_Data excerpt_
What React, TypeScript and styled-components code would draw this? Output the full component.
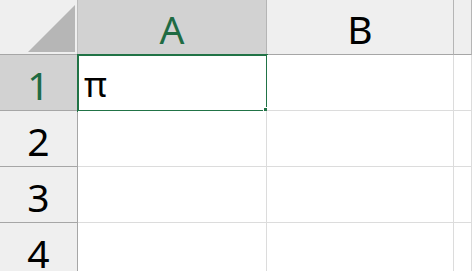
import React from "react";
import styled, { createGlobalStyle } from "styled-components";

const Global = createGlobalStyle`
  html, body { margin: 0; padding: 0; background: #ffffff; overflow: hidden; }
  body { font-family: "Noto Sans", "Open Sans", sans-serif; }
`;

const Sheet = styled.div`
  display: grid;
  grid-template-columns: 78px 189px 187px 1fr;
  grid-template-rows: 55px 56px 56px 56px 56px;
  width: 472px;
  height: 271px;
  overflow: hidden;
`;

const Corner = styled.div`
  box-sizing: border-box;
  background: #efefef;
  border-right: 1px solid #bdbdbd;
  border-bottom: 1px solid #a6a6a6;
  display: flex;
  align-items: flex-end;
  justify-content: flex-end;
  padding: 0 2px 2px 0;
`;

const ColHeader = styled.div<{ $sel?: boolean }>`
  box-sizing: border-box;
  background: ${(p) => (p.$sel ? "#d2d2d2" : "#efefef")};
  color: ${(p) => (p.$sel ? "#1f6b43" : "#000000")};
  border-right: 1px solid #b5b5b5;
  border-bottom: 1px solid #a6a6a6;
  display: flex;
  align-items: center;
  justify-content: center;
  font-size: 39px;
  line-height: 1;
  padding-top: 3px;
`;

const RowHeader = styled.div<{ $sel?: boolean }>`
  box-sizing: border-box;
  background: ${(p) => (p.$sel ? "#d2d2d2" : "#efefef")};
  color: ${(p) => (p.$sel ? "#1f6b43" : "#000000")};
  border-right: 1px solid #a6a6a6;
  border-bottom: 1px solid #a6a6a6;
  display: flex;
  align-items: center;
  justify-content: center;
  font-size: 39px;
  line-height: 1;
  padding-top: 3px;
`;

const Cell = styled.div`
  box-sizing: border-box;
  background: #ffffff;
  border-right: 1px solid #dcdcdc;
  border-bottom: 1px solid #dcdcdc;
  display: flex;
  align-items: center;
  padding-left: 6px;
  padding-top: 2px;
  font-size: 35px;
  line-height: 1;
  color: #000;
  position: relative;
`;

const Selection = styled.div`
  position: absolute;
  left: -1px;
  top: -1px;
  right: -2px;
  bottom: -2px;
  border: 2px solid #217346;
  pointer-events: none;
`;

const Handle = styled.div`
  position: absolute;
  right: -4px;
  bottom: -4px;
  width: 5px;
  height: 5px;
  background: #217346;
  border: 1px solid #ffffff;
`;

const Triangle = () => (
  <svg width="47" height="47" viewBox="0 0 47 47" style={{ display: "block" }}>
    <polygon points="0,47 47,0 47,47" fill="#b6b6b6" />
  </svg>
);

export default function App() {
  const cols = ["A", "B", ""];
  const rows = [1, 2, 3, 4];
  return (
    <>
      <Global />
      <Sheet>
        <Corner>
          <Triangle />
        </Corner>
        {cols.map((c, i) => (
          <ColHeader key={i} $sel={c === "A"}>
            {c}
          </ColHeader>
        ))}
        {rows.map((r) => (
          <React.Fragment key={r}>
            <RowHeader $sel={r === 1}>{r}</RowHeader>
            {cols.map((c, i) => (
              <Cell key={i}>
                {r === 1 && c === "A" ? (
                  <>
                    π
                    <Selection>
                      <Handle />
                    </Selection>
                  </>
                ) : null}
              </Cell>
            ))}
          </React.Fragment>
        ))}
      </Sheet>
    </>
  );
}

_Your task_
Set down the material exactly, every line of it, except for the pictures.

_In response_
What React, TypeScript and styled-components code would draw this? Output the full component.
import React from "react";
import styled, { createGlobalStyle } from "styled-components";

const Global = createGlobalStyle`
  html, body { margin: 0; padding: 0; background: #ffffff; overflow: hidden; }
  body { font-family: "Noto Sans", "Open Sans", sans-serif; }
`;

const Sheet = styled.div`
  display: grid;
  grid-template-columns: 78px 189px 187px 1fr;
  grid-template-rows: 55px 56px 56px 56px 56px;
  width: 472px;
  height: 271px;
  overflow: hidden;
`;

const Corner = styled.div`
  box-sizing: border-box;
  background: #efefef;
  border-right: 1px solid #bdbdbd;
  border-bottom: 1px solid #a6a6a6;
  display: flex;
  align-items: flex-end;
  justify-content: flex-end;
  padding: 0 2px 2px 0;
`;

const ColHeader = styled.div<{ $sel?: boolean }>`
  box-sizing: border-box;
  background: ${(p) => (p.$sel ? "#d2d2d2" : "#efefef")};
  color: ${(p) => (p.$sel ? "#1f6b43" : "#000000")};
  border-right: 1px solid #b5b5b5;
  border-bottom: 1px solid #a6a6a6;
  display: flex;
  align-items: center;
  justify-content: center;
  font-size: 39px;
  line-height: 1;
  padding-top: 3px;
`;

const RowHeader = styled.div<{ $sel?: boolean }>`
  box-sizing: border-box;
  background: ${(p) => (p.$sel ? "#d2d2d2" : "#efefef")};
  color: ${(p) => (p.$sel ? "#1f6b43" : "#000000")};
  border-right: 1px solid #a6a6a6;
  border-bottom: 1px solid #a6a6a6;
  display: flex;
  align-items: center;
  justify-content: center;
  font-size: 39px;
  line-height: 1;
  padding-top: 3px;
`;

const Cell = styled.div`
  box-sizing: border-box;
  background: #ffffff;
  border-right: 1px solid #dcdcdc;
  border-bottom: 1px solid #dcdcdc;
  display: flex;
  align-items: center;
  padding-left: 6px;
  padding-top: 2px;
  font-size: 35px;
  line-height: 1;
  color: #000;
  position: relative;
`;

const Selection = styled.div`
  position: absolute;
  left: -1px;
  top: -1px;
  right: -2px;
  bottom: -2px;
  border: 2px solid #217346;
  pointer-events: none;
`;

const Handle = styled.div`
  position: absolute;
  right: -4px;
  bottom: -4px;
  width: 5px;
  height: 5px;
  background: #217346;
  border: 1px solid #ffffff;
`;

const Triangle = () => (
  <svg width="47" height="47" viewBox="0 0 47 47" style={{ display: "block" }}>
    <polygon points="0,47 47,0 47,47" fill="#b6b6b6" />
  </svg>
);

export default function App() {
  const cols = ["A", "B", ""];
  const rows = [1, 2, 3, 4];
  return (
    <>
      <Global />
      <Sheet>
        <Corner>
          <Triangle />
        </Corner>
        {cols.map((c, i) => (
          <ColHeader key={i} $sel={c === "A"}>
            {c}
          </ColHeader>
        ))}
        {rows.map((r) => (
          <React.Fragment key={r}>
            <RowHeader $sel={r === 1}>{r}</RowHeader>
            {cols.map((c, i) => (
              <Cell key={i}>
                {r === 1 && c === "A" ? (
                  <>
                    π
                    <Selection>
                      <Handle />
                    </Selection>
                  </>
                ) : null}
              </Cell>
            ))}
          </React.Fragment>
        ))}
      </Sheet>
    </>
  );
}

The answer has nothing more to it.